▸ Work to do:
Set down each line of the data below exactly as it stands, dropping the pictures.

▸ Stored data:

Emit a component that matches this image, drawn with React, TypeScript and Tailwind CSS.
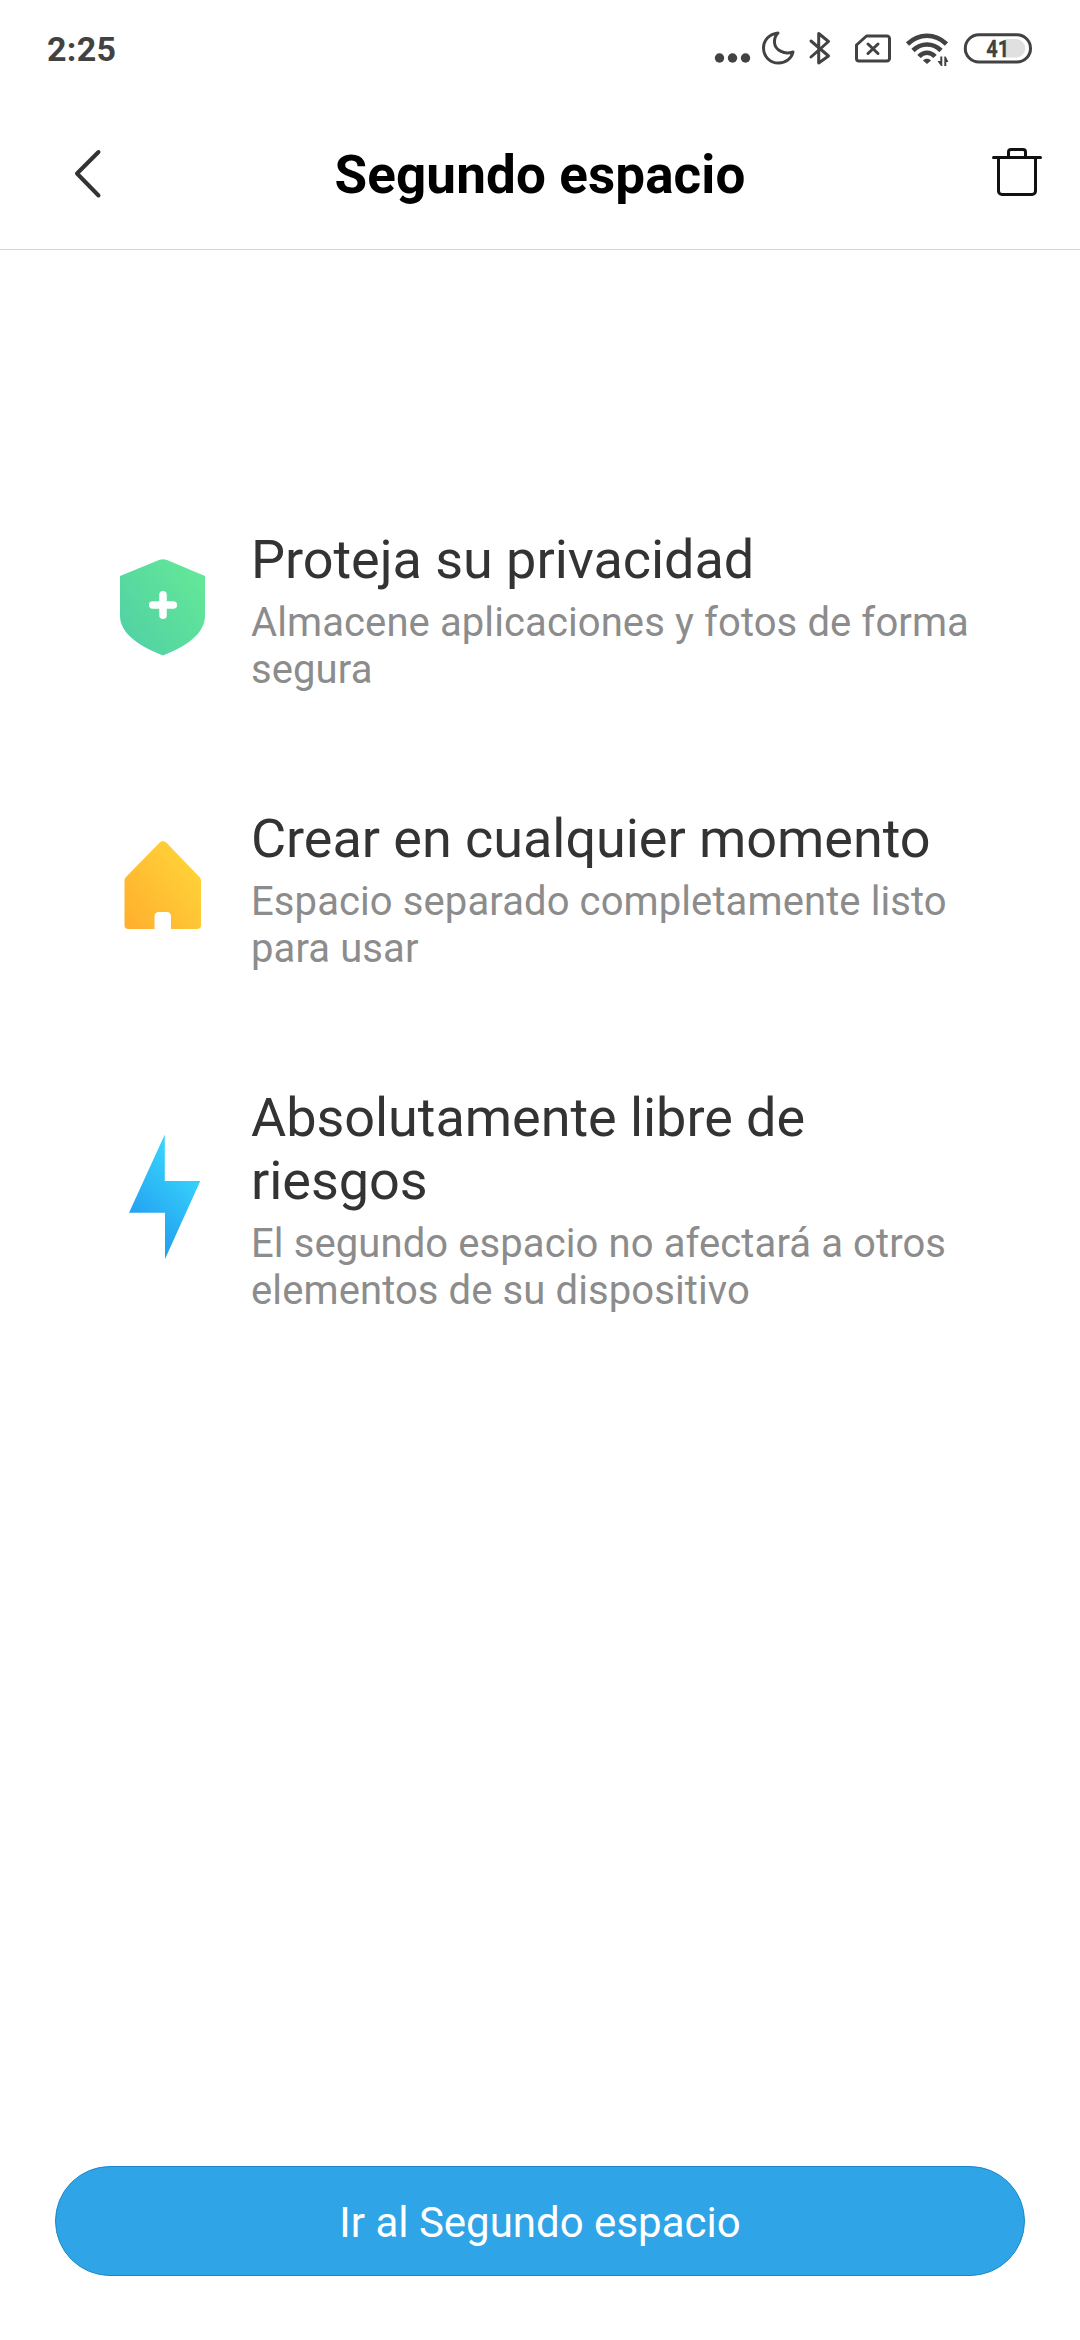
import type { ReactNode } from "react";

function StatusBar() {
  return (
    <div className="flex h-[96px] shrink-0 items-center justify-between pt-[1px] pl-[47px] pr-[47px] text-[#424242]">
      <span className="text-[34px] leading-[40px] font-bold tracking-[0.3px]">2:25</span>
      <svg width="320" height="40" viewBox="713 28.500 320 40" fill="none" stroke="#424242" strokeWidth="3" strokeLinecap="round" strokeLinejoin="round">
        <g fill="#424242" stroke="none">
          <circle cx="719.5" cy="57.5" r="4.7" />
          <circle cx="732.5" cy="57.5" r="4.7" />
          <circle cx="745.5" cy="57.5" r="4.7" />
        </g>
        <path d="M778 32.500C769 33.500 763.500 40 763.500 47.500C763.500 56 770 62.500 778.500 62.500C786 62.500 791.500 58 793 51.500C784 54.500 775 49.500 774.500 42C774.300 38 775.500 35 778 32.500Z" />
        <path d="M811 40.500L828.500 55.500L818.700 62.500V33L828.500 41L811 56.500" />
        <path d="M866.500 35.500H887A2.500 2.500 0 0 1 889.500 38V58A2.500 2.500 0 0 1 887 60.500H859A2.500 2.500 0 0 1 856.500 58V44.500ZM868 43.500L878 53M878 43.500L868 53" />
        <g strokeWidth="4.600" strokeLinecap="butt">
          <path d="M907.500 43.500C919 32.500 935 32.500 946.500 43.500" />
          <path d="M913 50C921 42 933 42 941 50" />
          <path d="M919 56C923.500 51 930.500 51 935 56" />
        </g>
        <path d="M923 60C925 57.700 929 57.700 931 60L927 63.500Z" fill="#424242" stroke="none" />
        <path d="M940.300 56H942.300V65.500H941L937.500 60.500H940.300ZM944.300 65.500V56H945.700L948.500 61.500H946.300V65.500Z" fill="#424242" stroke="none" />
        <path d="M1006 38.500H1016A9.200 9.200 0 0 1 1016 57H1006Z" fill="#e0e0e0" stroke="none" />
        <rect x="965.300" y="34.300" width="65.200" height="27.200" rx="13.600" />
        <text x="986.300" y="56.700" fill="#424242" stroke="#424242" strokeWidth="0.300" fontSize="24.500" fontWeight="700" textLength="23" lengthAdjust="spacingAndGlyphs">41</text>
      </svg>
    </div>
  );
}

function Header() {
  return (
    <header className="grid h-[154px] shrink-0 grid-cols-[1fr_auto_1fr] items-center border-b border-[#d4d4d4] px-[36px]">
      <button aria-label="Volver" className="ml-[36px] justify-self-start">
        <svg className="block" width="32" height="52" viewBox="72 147 32 52" fill="none" stroke="#333" strokeWidth="4" strokeLinecap="round" strokeLinejoin="round">
          <path d="M98.500 152L77 173.500L98.500 195.500" />
        </svg>
      </button>
      <h1 className="pt-[4px] text-[53px] leading-[62px] font-bold tracking-[0.1px] text-black">Segundo espacio</h1>
      <button aria-label="Eliminar" className="justify-self-end">
        <svg className="-mr-[1px] -mt-[1px] block" width="54" height="54" viewBox="990 145 54 54" fill="none" stroke="#111" strokeWidth="3" strokeLinecap="round" strokeLinejoin="round">
          <path d="M992.500 157.500H1039.500M997.500 158V191A3.500 3.500 0 0 0 1001 194.500H1031A3.500 3.500 0 0 0 1034.500 191V158M1007.500 157V152A2.500 2.500 0 0 1 1010 149.500H1022A2.500 2.500 0 0 1 1024.500 152V157" />
        </svg>
      </button>
    </header>
  );
}

function ShieldIcon() {
  return (
    <svg className="block" width="130" height="130" viewBox="0 0 130 130">
      <defs>
        <linearGradient id="shield" x1="0.1" y1="0.85" x2="0.9" y2="0.2">
          <stop stopColor="#52d2a4" />
          <stop offset="1" stopColor="#62e698" />
        </linearGradient>
      </defs>
      <path d="M20 36L59 20Q63 18.300 67 20L105 36V76C105 94 85 107 63 115.500C41 107 20 94 20 76Z" fill="url(#shield)" />
      <path d="M63 54.700V75.300M52.700 65H73.300" stroke="#fff" strokeWidth="7.500" strokeLinecap="round" />
    </svg>
  );
}

function HomeIcon() {
  return (
    <svg className="block" width="130" height="130" viewBox="0 -1 130 130">
      <defs>
        <linearGradient id="home" x1="0.05" y1="0.95" x2="0.85" y2="0.25">
          <stop stopColor="#ffb02e" />
          <stop offset="1" stopColor="#ffd138" />
        </linearGradient>
      </defs>
      <path d="M24.500 60.500Q24.500 58.500 26 57L59.700 22.500Q63 19.300 66.300 22.500L99.500 57Q101 58.500 101 60.500V105Q101 109 97 109H71V96.500Q71 92 66.500 92H59Q54.500 92 54.500 96.500V109H28.500Q24.500 109 24.500 105Z" fill="url(#home)" />
    </svg>
  );
}

function BoltIcon() {
  return (
    <svg className="block" width="130" height="170" viewBox="0 0 130 170">
      <defs>
        <linearGradient id="bolt" x1="0.3" y1="0.85" x2="0.7" y2="0.15">
          <stop stopColor="#229ef0" />
          <stop offset="1" stopColor="#38d6fc" />
        </linearGradient>
      </defs>
      <path d="M64.800 24.500V71H100.300L65 149V102.700H29Z" fill="url(#bolt)" />
    </svg>
  );
}

function Feature({ icon, title, lines }: { icon: ReactNode; title: ReactNode; lines: [string, string] }) {
  return (
    <li className="flex items-center">
      <div className="-mt-[31px] -mb-[20px] w-[151px] shrink-0">{icon}</div>
      <div>
        <h2 className="text-[54px] leading-[63px] tracking-[-0.05px] text-[#333]">{title}</h2>
        <p className="mt-[8px] text-[40px] leading-[47px] tracking-[0.1px] whitespace-nowrap text-[#8c8c8c]">
          {lines[0]}
          <br />
          {lines[1]}
        </p>
      </div>
    </li>
  );
}

export default function App() {
  return (
    <div className="flex h-[2340px] w-[1080px] flex-col bg-white font-[Roboto,sans-serif]">
      <StatusBar />
      <Header />
      <main className="flex-1 pt-[278px] pl-[100px]">
        <ul className="flex flex-col gap-[114px]">
          <Feature icon={<ShieldIcon />} title="Proteja su privacidad" lines={["Almacene aplicaciones y fotos de forma", "segura"]} />
          <Feature icon={<HomeIcon />} title="Crear en cualquier momento" lines={["Espacio separado completamente listo", "para usar"]} />
          <Feature
            icon={<BoltIcon />}
            title={
              <>
                Absolutamente libre de
                <br />
                riesgos
              </>
            }
            lines={["El segundo espacio no afectará a otros", "elementos de su dispositivo"]}
          />
        </ul>
      </main>
      <footer className="px-[55px] pb-[64px]">
        <button className="block h-[110px] w-full rounded-full border border-[#1b87c9] bg-[#2fa5e7] pt-[3px] text-[42px] text-white">
          Ir al Segundo espacio
        </button>
      </footer>
    </div>
  );
}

▸ Written reply:
Emit a component that matches this image, drawn with React, TypeScript and Tailwind CSS.
import type { ReactNode } from "react";

function StatusBar() {
  return (
    <div className="flex h-[96px] shrink-0 items-center justify-between pt-[1px] pl-[47px] pr-[47px] text-[#424242]">
      <span className="text-[34px] leading-[40px] font-bold tracking-[0.3px]">2:25</span>
      <svg width="320" height="40" viewBox="713 28.500 320 40" fill="none" stroke="#424242" strokeWidth="3" strokeLinecap="round" strokeLinejoin="round">
        <g fill="#424242" stroke="none">
          <circle cx="719.5" cy="57.5" r="4.7" />
          <circle cx="732.5" cy="57.5" r="4.7" />
          <circle cx="745.5" cy="57.5" r="4.7" />
        </g>
        <path d="M778 32.500C769 33.500 763.500 40 763.500 47.500C763.500 56 770 62.500 778.500 62.500C786 62.500 791.500 58 793 51.500C784 54.500 775 49.500 774.500 42C774.300 38 775.500 35 778 32.500Z" />
        <path d="M811 40.500L828.500 55.500L818.700 62.500V33L828.500 41L811 56.500" />
        <path d="M866.500 35.500H887A2.500 2.500 0 0 1 889.500 38V58A2.500 2.500 0 0 1 887 60.500H859A2.500 2.500 0 0 1 856.500 58V44.500ZM868 43.500L878 53M878 43.500L868 53" />
        <g strokeWidth="4.600" strokeLinecap="butt">
          <path d="M907.500 43.500C919 32.500 935 32.500 946.500 43.500" />
          <path d="M913 50C921 42 933 42 941 50" />
          <path d="M919 56C923.500 51 930.500 51 935 56" />
        </g>
        <path d="M923 60C925 57.700 929 57.700 931 60L927 63.500Z" fill="#424242" stroke="none" />
        <path d="M940.300 56H942.300V65.500H941L937.500 60.500H940.300ZM944.300 65.500V56H945.700L948.500 61.500H946.300V65.500Z" fill="#424242" stroke="none" />
        <path d="M1006 38.500H1016A9.200 9.200 0 0 1 1016 57H1006Z" fill="#e0e0e0" stroke="none" />
        <rect x="965.300" y="34.300" width="65.200" height="27.200" rx="13.600" />
        <text x="986.300" y="56.700" fill="#424242" stroke="#424242" strokeWidth="0.300" fontSize="24.500" fontWeight="700" textLength="23" lengthAdjust="spacingAndGlyphs">41</text>
      </svg>
    </div>
  );
}

function Header() {
  return (
    <header className="grid h-[154px] shrink-0 grid-cols-[1fr_auto_1fr] items-center border-b border-[#d4d4d4] px-[36px]">
      <button aria-label="Volver" className="ml-[36px] justify-self-start">
        <svg className="block" width="32" height="52" viewBox="72 147 32 52" fill="none" stroke="#333" strokeWidth="4" strokeLinecap="round" strokeLinejoin="round">
          <path d="M98.500 152L77 173.500L98.500 195.500" />
        </svg>
      </button>
      <h1 className="pt-[4px] text-[53px] leading-[62px] font-bold tracking-[0.1px] text-black">Segundo espacio</h1>
      <button aria-label="Eliminar" className="justify-self-end">
        <svg className="-mr-[1px] -mt-[1px] block" width="54" height="54" viewBox="990 145 54 54" fill="none" stroke="#111" strokeWidth="3" strokeLinecap="round" strokeLinejoin="round">
          <path d="M992.500 157.500H1039.500M997.500 158V191A3.500 3.500 0 0 0 1001 194.500H1031A3.500 3.500 0 0 0 1034.500 191V158M1007.500 157V152A2.500 2.500 0 0 1 1010 149.500H1022A2.500 2.500 0 0 1 1024.500 152V157" />
        </svg>
      </button>
    </header>
  );
}

function ShieldIcon() {
  return (
    <svg className="block" width="130" height="130" viewBox="0 0 130 130">
      <defs>
        <linearGradient id="shield" x1="0.1" y1="0.85" x2="0.9" y2="0.2">
          <stop stopColor="#52d2a4" />
          <stop offset="1" stopColor="#62e698" />
        </linearGradient>
      </defs>
      <path d="M20 36L59 20Q63 18.300 67 20L105 36V76C105 94 85 107 63 115.500C41 107 20 94 20 76Z" fill="url(#shield)" />
      <path d="M63 54.700V75.300M52.700 65H73.300" stroke="#fff" strokeWidth="7.500" strokeLinecap="round" />
    </svg>
  );
}

function HomeIcon() {
  return (
    <svg className="block" width="130" height="130" viewBox="0 -1 130 130">
      <defs>
        <linearGradient id="home" x1="0.05" y1="0.95" x2="0.85" y2="0.25">
          <stop stopColor="#ffb02e" />
          <stop offset="1" stopColor="#ffd138" />
        </linearGradient>
      </defs>
      <path d="M24.500 60.500Q24.500 58.500 26 57L59.700 22.500Q63 19.300 66.300 22.500L99.500 57Q101 58.500 101 60.500V105Q101 109 97 109H71V96.500Q71 92 66.500 92H59Q54.500 92 54.500 96.500V109H28.500Q24.500 109 24.500 105Z" fill="url(#home)" />
    </svg>
  );
}

function BoltIcon() {
  return (
    <svg className="block" width="130" height="170" viewBox="0 0 130 170">
      <defs>
        <linearGradient id="bolt" x1="0.3" y1="0.85" x2="0.7" y2="0.15">
          <stop stopColor="#229ef0" />
          <stop offset="1" stopColor="#38d6fc" />
        </linearGradient>
      </defs>
      <path d="M64.800 24.500V71H100.300L65 149V102.700H29Z" fill="url(#bolt)" />
    </svg>
  );
}

function Feature({ icon, title, lines }: { icon: ReactNode; title: ReactNode; lines: [string, string] }) {
  return (
    <li className="flex items-center">
      <div className="-mt-[31px] -mb-[20px] w-[151px] shrink-0">{icon}</div>
      <div>
        <h2 className="text-[54px] leading-[63px] tracking-[-0.05px] text-[#333]">{title}</h2>
        <p className="mt-[8px] text-[40px] leading-[47px] tracking-[0.1px] whitespace-nowrap text-[#8c8c8c]">
          {lines[0]}
          <br />
          {lines[1]}
        </p>
      </div>
    </li>
  );
}

export default function App() {
  return (
    <div className="flex h-[2340px] w-[1080px] flex-col bg-white font-[Roboto,sans-serif]">
      <StatusBar />
      <Header />
      <main className="flex-1 pt-[278px] pl-[100px]">
        <ul className="flex flex-col gap-[114px]">
          <Feature icon={<ShieldIcon />} title="Proteja su privacidad" lines={["Almacene aplicaciones y fotos de forma", "segura"]} />
          <Feature icon={<HomeIcon />} title="Crear en cualquier momento" lines={["Espacio separado completamente listo", "para usar"]} />
          <Feature
            icon={<BoltIcon />}
            title={
              <>
                Absolutamente libre de
                <br />
                riesgos
              </>
            }
            lines={["El segundo espacio no afectará a otros", "elementos de su dispositivo"]}
          />
        </ul>
      </main>
      <footer className="px-[55px] pb-[64px]">
        <button className="block h-[110px] w-full rounded-full border border-[#1b87c9] bg-[#2fa5e7] pt-[3px] text-[42px] text-white">
          Ir al Segundo espacio
        </button>
      </footer>
    </div>
  );
}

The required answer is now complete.